Canwest Puts Newspaper Division Under Court Protection As Prelude To A Sale

Canwest Global Communications has placed its cross-Canada newspaper chain under creditor protection and will put it up for sale next week, with a group of lenders led by the country’s biggest banks ready to kick off the bidding.

The Winnipeg-based broadcaster and publisher of the National Post and big-city dailies and websites from Vancouver to Montreal said Friday it had reached a restructuring agreement with its creditors, mainly the company’s bankers.

Under the deal, the banks agreed to make a “stalking-horse” bid setting the base price for an auction that could fetch more than $1 billion, according to some estimates.

“We have almost half of the secured lenders that are not only supporting a consensual financial restructuring, but that same group… is also prepared to put an offering in to purchase the full integrated publishing group,” Canwest spokesman John Douglas said in an interview.

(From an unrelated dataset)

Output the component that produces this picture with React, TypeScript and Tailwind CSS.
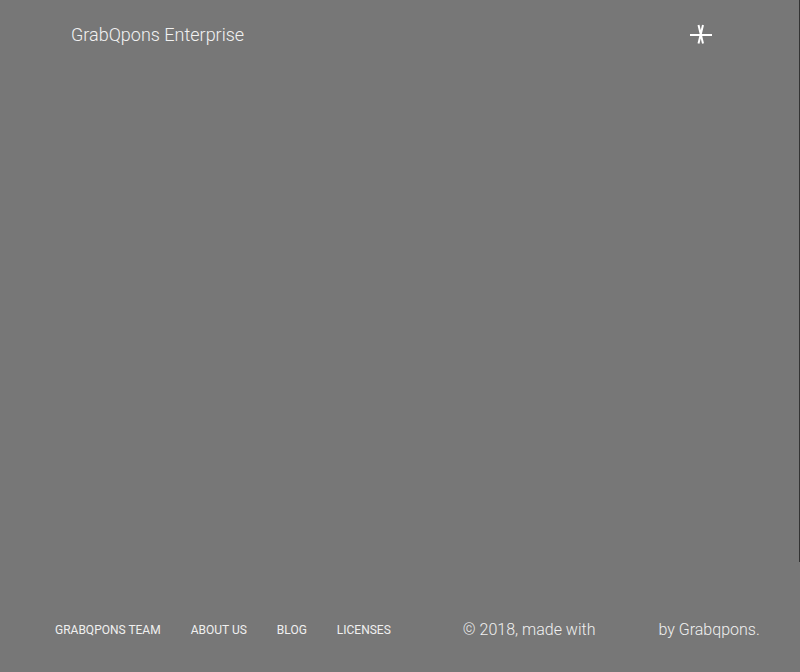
export default function App() {
  return (
    <div
      className="relative w-[800px] h-[672px] bg-[#777777] text-white flex flex-col overflow-hidden"
      style={{ fontFamily: 'Roboto, "Liberation Sans", sans-serif' }}
    >
      {/* 헤더 */}
      <div className="flex items-center justify-between pl-[71px] pr-[87px] pt-[23px]">
        <span className="text-[18px] font-light leading-[24px] text-[#f2f2f2]">GrabQpons Enterprise</span>
        <svg width="24" height="24" viewBox="0 0 24 24" className="shrink-0 block">
          <path d="M1 12H23M9.5 2L14 20.5M14 2L9.5 20.5" stroke="#ffffff" strokeWidth="2" fill="none" />
        </svg>
      </div>

      <div className="flex-1" />

      {/* 푸터 */}
      <div className="flex items-center pl-[55px] pb-[30px] text-[#f0f0f0]">
        <div className="flex gap-[30px] text-[12px] uppercase">
          <span>GrabQpons Team</span>
          <span>About us</span>
          <span>Blog</span>
          <span>Licenses</span>
        </div>
        <div className="ml-[72px] flex text-[16px] font-light">
          <span>© 2018, made with</span>
          <span className="w-[63px]" />
          <span>by Grabqpons.</span>
        </div>
      </div>

      <div className="absolute right-0 top-0 w-px h-[562px] bg-[#333333]" />
    </div>
  )
}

Like many North American media companies, Canwest was forced to seek protection from creditors last fall when the recession squeezed advertising revenues at its newspapers and TV stations. As well, $4 billion in debts piled up from earlier acquisitions produced mounting losses and made it impossible for Canwest to stay out of the red.

Canwest said the creditor protection filing Friday does not include the assets of the National Post, which escaped from CCAA last fall when courts allowed Canwest to shift the national daily into the larger newspaper division. However, the Post will be included in the sale.

Rumoured bidders for Canwest’s newspaper group have included investment company Onex Corp. (TSX:OCX), as well as some of Canada’s largest pension funds and leveraged buyout firms.

In their own statement, the lenders including Canada’s five largest banks and unidentified international financiers, said their bid will at least ensure Canwest’s newspaper division continues as a going concern.

“After due diligence, it was determined there is value in acquiring the whole of Canwest LP’s business, given the operating synergies that can be realized from a national chain of newspapers and online businesses,” the lenders said, adding they would ensure a majority of the company’s voting shares remain in Canadian hands while it goes through the auction process.

Douglas said that the company is already aware of some prospective buyers, though he declined to say how many might take part in the auction process.

“There has been interest, but no, we’re not going to talk about it,” he said.

Canwest has also arranged up to $25 million in financing from its senior lenders.

Canwest’s Global Television operation was put under court protection several months ago, as was the National Post newspaper. Canwest later got permission to move the National Post as a separate legal entity to the larger newspaper division – amid a widespread expectation that all the publications would be sold.

Until Friday, Canwest’s main newspaper division, and some other parts of its business, had been operating outside of creditor protection while the company and its major creditors worked on a deal to cope with billions of dollars of debt.

Canwest said putting the newspaper business under court protection was in the best interests of the company and the 5,300 employees at its publishing operations and will address the division’s existing debts and protect its brands.

Besides the Post, Canwest owns major dailies such as the Montreal Gazette, Ottawa Citizen, Calgary Herald, Edmonton Journal, Victoria Times-Colonist and two Vancouver dailies, the Sun and Province.

Canwest’s latest filing in an Ontario bankruptcy court also includes various community newspapers and a batch of news websites such as the Canada.com portal.

As with other media companies, Canwest has been affected by the recession’s impact on sales of newspaper and television advertising, its main source of revenue. It was been nearly buried under a mountain of debt amassed over the past decade as it expanded beyond the original Global Television business by purchasing much of Hollinger Inc.’s Canadian newspaper business.